:: Material provided ::
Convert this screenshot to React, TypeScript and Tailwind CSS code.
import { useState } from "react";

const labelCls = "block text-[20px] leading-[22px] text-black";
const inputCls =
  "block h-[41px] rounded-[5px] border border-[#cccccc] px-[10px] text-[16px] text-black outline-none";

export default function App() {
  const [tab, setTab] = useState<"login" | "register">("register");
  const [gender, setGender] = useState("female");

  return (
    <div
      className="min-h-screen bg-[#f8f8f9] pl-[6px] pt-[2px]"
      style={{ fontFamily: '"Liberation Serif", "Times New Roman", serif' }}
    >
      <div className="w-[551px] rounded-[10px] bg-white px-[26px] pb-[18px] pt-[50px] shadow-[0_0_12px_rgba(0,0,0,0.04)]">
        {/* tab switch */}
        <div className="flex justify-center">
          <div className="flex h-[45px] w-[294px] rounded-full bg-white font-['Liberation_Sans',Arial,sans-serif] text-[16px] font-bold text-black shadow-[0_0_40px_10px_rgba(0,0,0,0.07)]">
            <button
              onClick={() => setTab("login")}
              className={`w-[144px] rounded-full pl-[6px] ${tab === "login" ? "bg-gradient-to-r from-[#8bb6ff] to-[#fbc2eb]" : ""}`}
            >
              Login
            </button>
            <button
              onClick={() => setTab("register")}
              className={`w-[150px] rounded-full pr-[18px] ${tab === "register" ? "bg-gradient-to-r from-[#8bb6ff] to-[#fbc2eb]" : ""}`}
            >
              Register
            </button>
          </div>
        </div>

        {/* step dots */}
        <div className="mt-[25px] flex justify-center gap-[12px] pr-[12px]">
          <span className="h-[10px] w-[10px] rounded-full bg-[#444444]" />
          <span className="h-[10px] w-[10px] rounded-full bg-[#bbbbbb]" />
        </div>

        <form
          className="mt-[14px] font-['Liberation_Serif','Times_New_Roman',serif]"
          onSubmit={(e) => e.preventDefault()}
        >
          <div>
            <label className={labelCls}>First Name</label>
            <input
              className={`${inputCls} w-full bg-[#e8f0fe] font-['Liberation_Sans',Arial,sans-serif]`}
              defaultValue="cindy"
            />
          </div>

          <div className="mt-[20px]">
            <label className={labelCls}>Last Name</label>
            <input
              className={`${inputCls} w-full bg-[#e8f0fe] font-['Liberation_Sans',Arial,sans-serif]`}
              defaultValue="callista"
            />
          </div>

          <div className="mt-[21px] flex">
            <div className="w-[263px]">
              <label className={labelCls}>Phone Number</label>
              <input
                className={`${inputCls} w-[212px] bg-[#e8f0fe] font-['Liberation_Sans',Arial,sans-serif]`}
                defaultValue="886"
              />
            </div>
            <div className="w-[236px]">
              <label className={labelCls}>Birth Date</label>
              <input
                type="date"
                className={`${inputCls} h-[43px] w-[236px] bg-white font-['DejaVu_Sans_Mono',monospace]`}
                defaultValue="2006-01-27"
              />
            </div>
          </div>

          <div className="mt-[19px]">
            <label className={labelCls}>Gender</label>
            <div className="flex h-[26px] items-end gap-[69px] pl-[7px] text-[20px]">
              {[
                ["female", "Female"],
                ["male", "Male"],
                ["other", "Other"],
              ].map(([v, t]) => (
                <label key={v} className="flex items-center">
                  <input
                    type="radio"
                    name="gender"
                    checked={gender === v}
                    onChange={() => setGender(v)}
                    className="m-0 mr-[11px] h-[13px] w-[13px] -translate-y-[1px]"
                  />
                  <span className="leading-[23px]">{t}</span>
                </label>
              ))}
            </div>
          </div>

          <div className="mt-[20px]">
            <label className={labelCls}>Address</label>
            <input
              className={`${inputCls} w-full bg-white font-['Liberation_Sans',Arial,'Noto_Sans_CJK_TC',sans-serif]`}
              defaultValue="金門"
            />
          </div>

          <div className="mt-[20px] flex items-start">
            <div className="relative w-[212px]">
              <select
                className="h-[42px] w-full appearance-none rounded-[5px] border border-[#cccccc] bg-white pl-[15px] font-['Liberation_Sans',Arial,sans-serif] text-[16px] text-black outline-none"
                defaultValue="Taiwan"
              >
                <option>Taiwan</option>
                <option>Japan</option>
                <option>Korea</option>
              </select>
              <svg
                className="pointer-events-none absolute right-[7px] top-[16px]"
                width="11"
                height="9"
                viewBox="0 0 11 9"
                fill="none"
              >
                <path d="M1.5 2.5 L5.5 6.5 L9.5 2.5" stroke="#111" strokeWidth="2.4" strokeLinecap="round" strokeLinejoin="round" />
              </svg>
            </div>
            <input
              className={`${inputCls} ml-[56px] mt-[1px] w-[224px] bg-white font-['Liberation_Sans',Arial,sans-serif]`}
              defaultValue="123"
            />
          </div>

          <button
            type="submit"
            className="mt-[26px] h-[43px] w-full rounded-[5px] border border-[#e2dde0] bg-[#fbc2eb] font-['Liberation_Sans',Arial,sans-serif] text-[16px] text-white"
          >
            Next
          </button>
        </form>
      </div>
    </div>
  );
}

:: Challenge ::
Quote exactly the first line of the data and every line after it through the one holding "const [gender, setGender]".

:: Final result ::
Convert this screenshot to React, TypeScript and Tailwind CSS code.
import { useState } from "react";

const labelCls = "block text-[20px] leading-[22px] text-black";
const inputCls =
  "block h-[41px] rounded-[5px] border border-[#cccccc] px-[10px] text-[16px] text-black outline-none";

export default function App() {
  const [tab, setTab] = useState<"login" | "register">("register");
  const [gender, setGender] = useState("female");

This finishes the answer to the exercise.